Wednesday, December 11, 2013

Industry of Estonia

Traditional Estonian industries include oil shale mining, shipbuilding, phosphates, electric motors, excavators, cement, furniture, clothing, textiles, paper, shoes, and apparel. Many of these industries stagnated after independence, deprived of their Soviet markets and sources of cheap raw materials. Yet the sector has been growing at a rate of 3 percent (1996 estimates), mostly due to the rapid privatization and the entry of foreign (mostly Scandinavian) investors in electronics, cement, chemicals, and forest products. Estonia has developed adequate assembly capacities to supply electronic components to leading Scandinavian telecommunications companies and suppliers.

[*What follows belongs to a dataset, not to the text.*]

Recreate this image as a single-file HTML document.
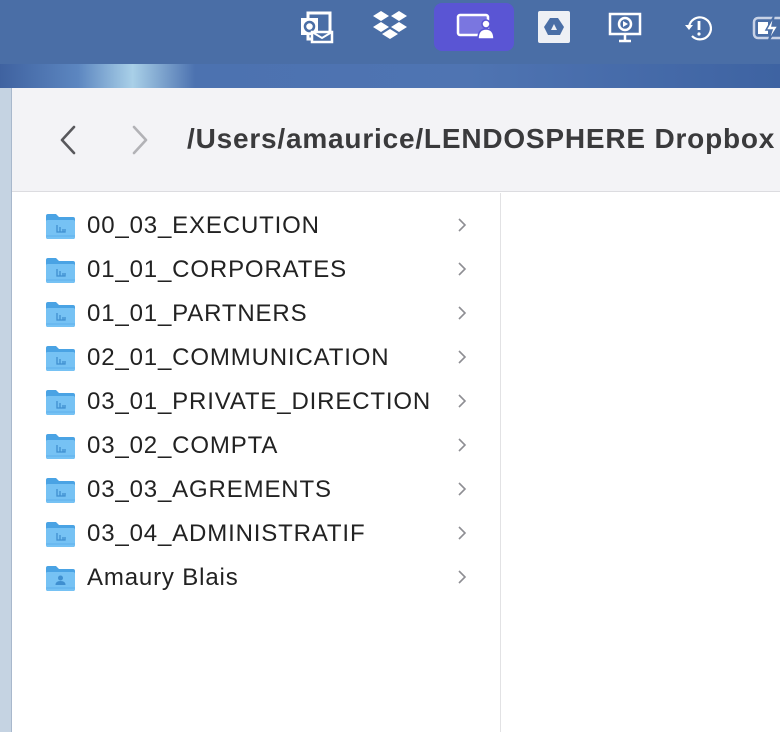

In addition, with its low taxes, low labor costs, and trained workforce, the country is an ideal location for electronics manufacturing. In early 2001 telecommunications giant Ericsson (Sweden), the world's leading maker of telecommunications equipment, sold its loss-making mobile handset operation, dramatically cutting its orders with Elcoteq (Finland). Elcoteq terminated the manufacture of Ericsson handsets in its Estonian subsidiary, Elcoteq Tallinn/ET, which was responsible for one-quarter of Estonian exports in 2000. But Elcoteq quickly refocused on mobile systems components for Ericsson, reflecting its long-term demand. ET continues producing handsets for Nokia (Finland), and will launch systems components production in Estonia later in 2001.